The whole MSM organisation is deeply embedded in and protective of the status quo - and nothing you can do is going to change that. Right now the XR message is a marginal novelty and can get some airtime and column inches without too much distortion, but that is because it is not yet seen as a serious threat. Once that happens things will change very fast - MSM will patronise, ridicule, distort, undermine, lie, cheat, conduct disinformation campaigns, run false flags up the pole, demonise and do everything possible to convince the Plain People of Engurland that this is a dangerous and threatening enemy within that must be suppressed with maximum force - detention without trial will be just the beginning.

Once we are facing the army not friendly coppers or even riot police, then we will know that our message is getting across. And it will not have got across through the services of MSM.

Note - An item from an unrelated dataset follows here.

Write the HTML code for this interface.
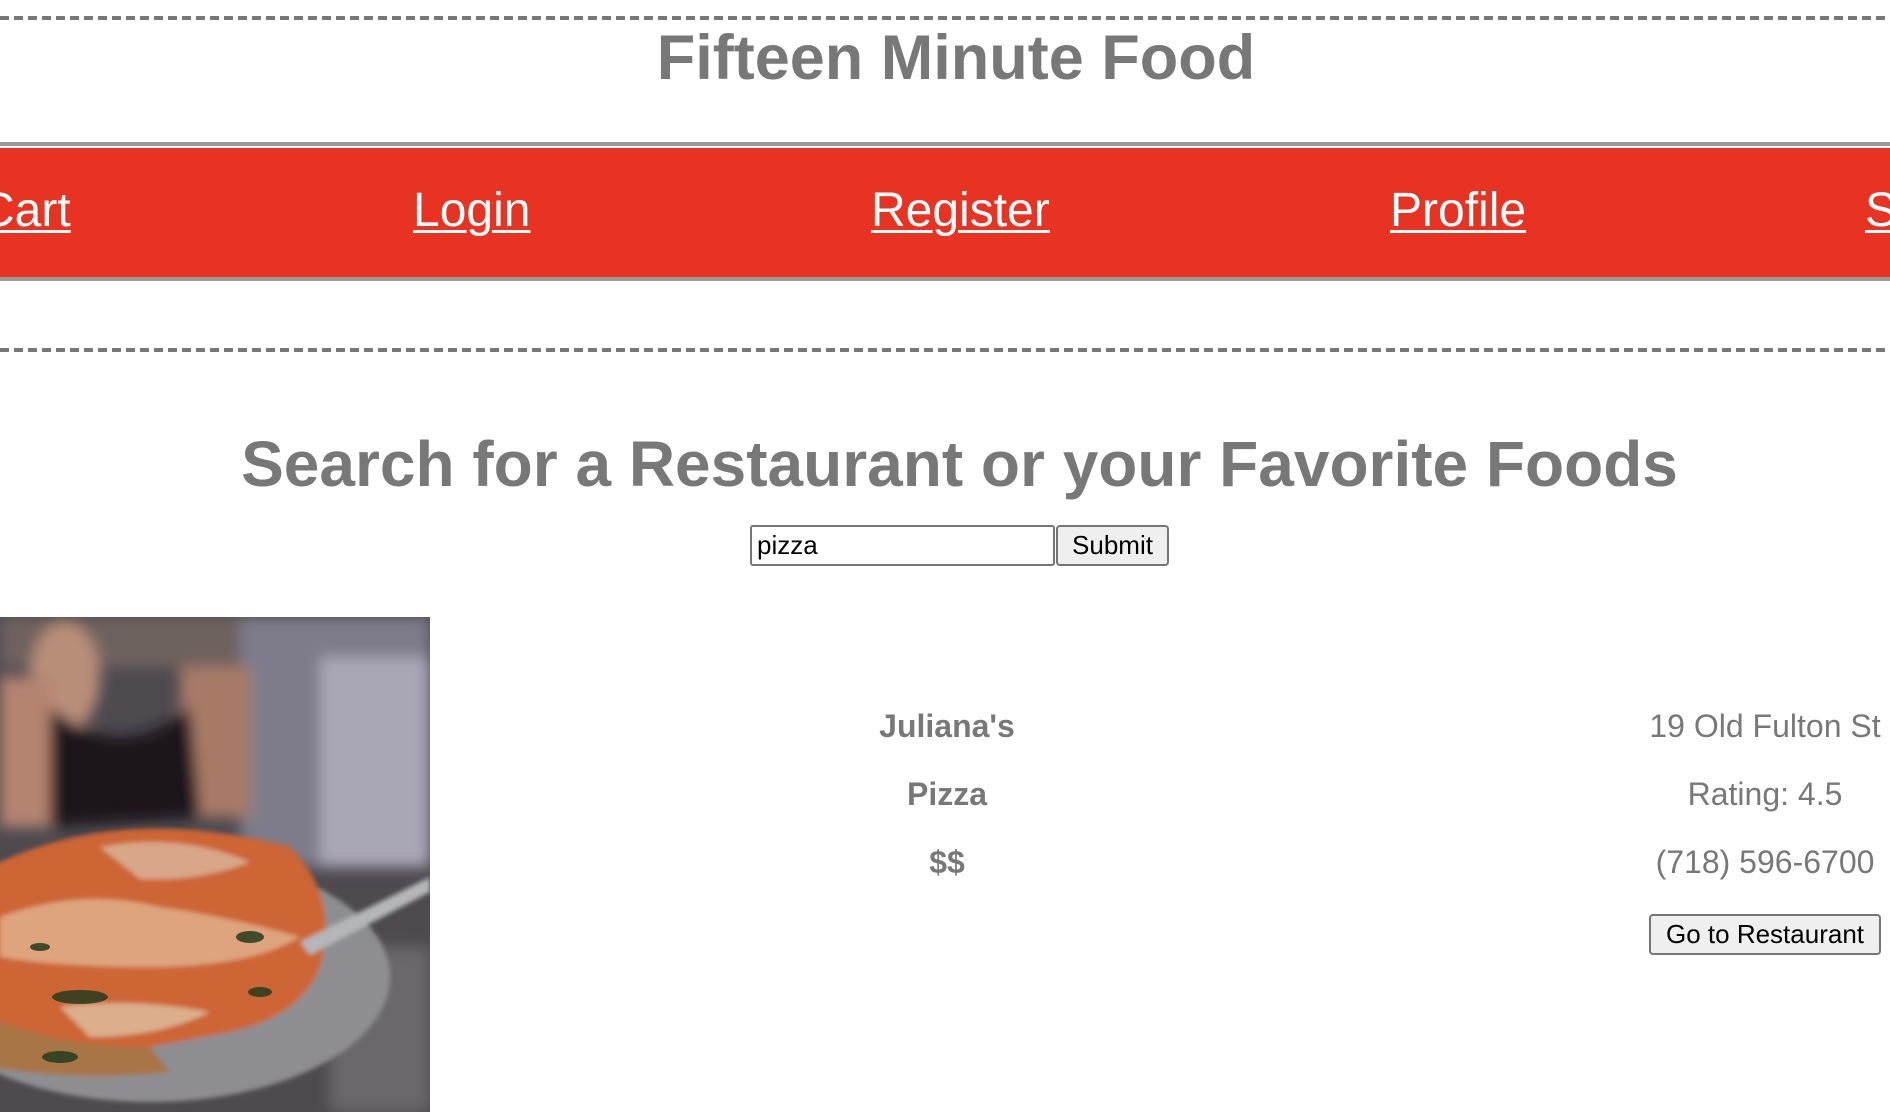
<!DOCTYPE html>
<html><head><meta charset="utf-8"><style>
html,body{margin:0;padding:0;width:1890px;height:1112px;overflow:hidden;background:#fff;font-family:"Liberation Sans",Arial,sans-serif}
#w{position:relative;width:1890px;height:1112px;overflow:hidden}
.dash{position:absolute;left:0;width:1890px;height:4px;background:repeating-linear-gradient(90deg,#777 0 9px,transparent 9px 14px)}
.t{position:absolute;white-space:nowrap;color:#787878}
.bar{position:absolute;left:0;top:142px;width:1890px;height:131px;background:#e83222;border-top:4px solid #9a9a9a;border-bottom:4px solid #9a9a9a}
.bar:before{content:"";position:absolute;left:0;top:0;width:100%;height:2px;background:#fff}
.nav{position:absolute;top:183px;font-size:48px;color:#fff;text-decoration:underline;text-underline-offset:4px;text-decoration-thickness:3px;white-space:nowrap;line-height:56px}
.btn{position:absolute;background:#efefef;border:2px solid #767676;border-radius:4px;box-sizing:border-box;font-size:26px;color:#000;text-align:center}
</style></head><body><div id="w">
<div class="dash" style="top:16px"></div>
<div class="t" style="left:0;width:1912px;text-align:center;top:22px;font-size:63px;font-weight:bold;line-height:72px">Fifteen Minute Food</div>
<div class="bar"></div>
<div class="nav" style="left:-20px">Cart</div>
<div class="nav" style="left:413px">Login</div>
<div class="nav" style="left:871px">Register</div>
<div class="nav" style="left:1390px">Profile</div>
<div class="nav" style="left:1865px">Search</div>
<div class="dash" style="top:348px"></div>
<div class="t" style="left:0;width:1919px;text-align:center;top:427px;font-size:64px;font-weight:bold;line-height:74px">Search for a Restaurant or your Favorite Foods</div>
<div style="position:absolute;left:750px;top:525px;width:305px;height:41px;border:2px solid #767676;border-radius:3px;box-sizing:border-box;font-size:26px;line-height:37px;padding-left:5px;color:#000">pizza</div>
<div class="btn" style="left:1056px;top:525px;width:113px;height:41px;line-height:37px">Submit</div>
<svg style="position:absolute;left:0;top:617px" width="430" height="495" viewBox="0 0 430 495">
<defs><filter id="b"><feGaussianBlur stdDeviation="7"/></filter><filter id="b2"><feGaussianBlur stdDeviation="2.5"/></filter></defs>
<rect width="430" height="495" fill="#4e4a50"/>
<g filter="url(#b)">
<rect x="240" y="0" width="190" height="250" fill="#7e7c8a"/>
<rect x="320" y="40" width="110" height="210" fill="#a9a6b6"/>
<rect x="0" y="0" width="240" height="50" fill="#6e625e"/>
<ellipse cx="65" cy="60" rx="35" ry="55" fill="#b88e78"/>
<rect x="0" y="60" width="50" height="150" fill="#b48470"/>
<rect x="180" y="50" width="70" height="150" fill="#a87a66"/>
<path d="M50 90 Q120 150 190 90 L200 200 L50 210 Z" fill="#1a181b"/>
<rect x="330" y="330" width="100" height="165" fill="#6a686c"/>
</g>
<g filter="url(#b2)">
<ellipse cx="150" cy="360" rx="240" ry="125" fill="#8e8e92"/>
<path d="M-10 250 Q120 185 290 230 Q340 280 320 350 Q300 400 230 415 L150 430 Q60 430 -10 410 Z" fill="#cd6534"/>
<path d="M0 300 Q80 270 160 290 Q230 300 300 320 Q250 350 150 350 Q60 350 0 340 Z" fill="#e6bf9c" opacity=".7"/>
<path d="M60 390 Q130 380 210 395 Q160 420 90 420 Z" fill="#e3cdb0" opacity=".7"/>
<path d="M-10 400 Q60 430 150 430 L170 455 Q80 465 -10 450 Z" fill="#a87446"/>
<path d="M100 230 Q180 215 250 245 Q200 265 140 262 Z" fill="#e0d2c2" opacity=".6"/>
<path d="M300 325 L430 260 L430 275 L310 338 Z" fill="#b4b6b9"/>
</g>
<g fill="#263c1e" opacity=".85"><ellipse cx="80" cy="380" rx="28" ry="7"/><ellipse cx="250" cy="320" rx="14" ry="6"/><ellipse cx="60" cy="440" rx="18" ry="6"/><ellipse cx="260" cy="375" rx="12" ry="5"/><ellipse cx="40" cy="330" rx="10" ry="4"/></g>
</svg>
<div class="t" style="left:847px;width:200px;text-align:center;top:707px;font-size:32px;font-weight:bold;line-height:38px">Juliana's</div>
<div class="t" style="left:847px;width:200px;text-align:center;top:775px;font-size:32px;font-weight:bold;line-height:38px">Pizza</div>
<div class="t" style="left:847px;width:200px;text-align:center;top:843px;font-size:32px;font-weight:bold;line-height:38px">$$</div>
<div class="t" style="left:1615px;width:300px;text-align:center;top:707px;font-size:32px;line-height:38px">19 Old Fulton St</div>
<div class="t" style="left:1615px;width:300px;text-align:center;top:775px;font-size:32px;line-height:38px">Rating: 4.5</div>
<div class="t" style="left:1615px;width:300px;text-align:center;top:843px;font-size:32px;line-height:38px">(718) 596-6700</div>
<div class="btn" style="left:1649px;top:914px;width:232px;height:41px;line-height:37px">Go to Restaurant</div>
</div></body></html>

For now my position is not only is it absolutely wrong to change your appearance or what you are saying because you are talking through the MSM (and frankly I reject anyone who would do that as speaking for me in any way) - not only that but also it is not worth talking to them at all. 

Refuse all interviews. Subvert MSM wherever you encounter it - refuse to clear the background of their shot just because someone is talking on to the telly, barge in, make a noise, trip over their cables, knock over their tripods, spray their cameras, whistle down their microphones, spill coffee on their notebooks - attack and disrupt them as being as much a tool of the government as anything else. Make them hate us. Make them revile us - force them into acting  before they choose to. expose the beast for what it is.

And in your own life switch it off. Unplug. Take the free handout newspaper with your groceries to do the crossword but don't read it. Get rid of the TV (and save yourself £12 a month or however much the licence is these days). Watch movies of your choice on DVD or online. Get a projector instead of a tv - you can use it to give talks as well as consuming movies.

Oh I do like a good rant.

But that is why I say we should have nothing to do with the mainstream media.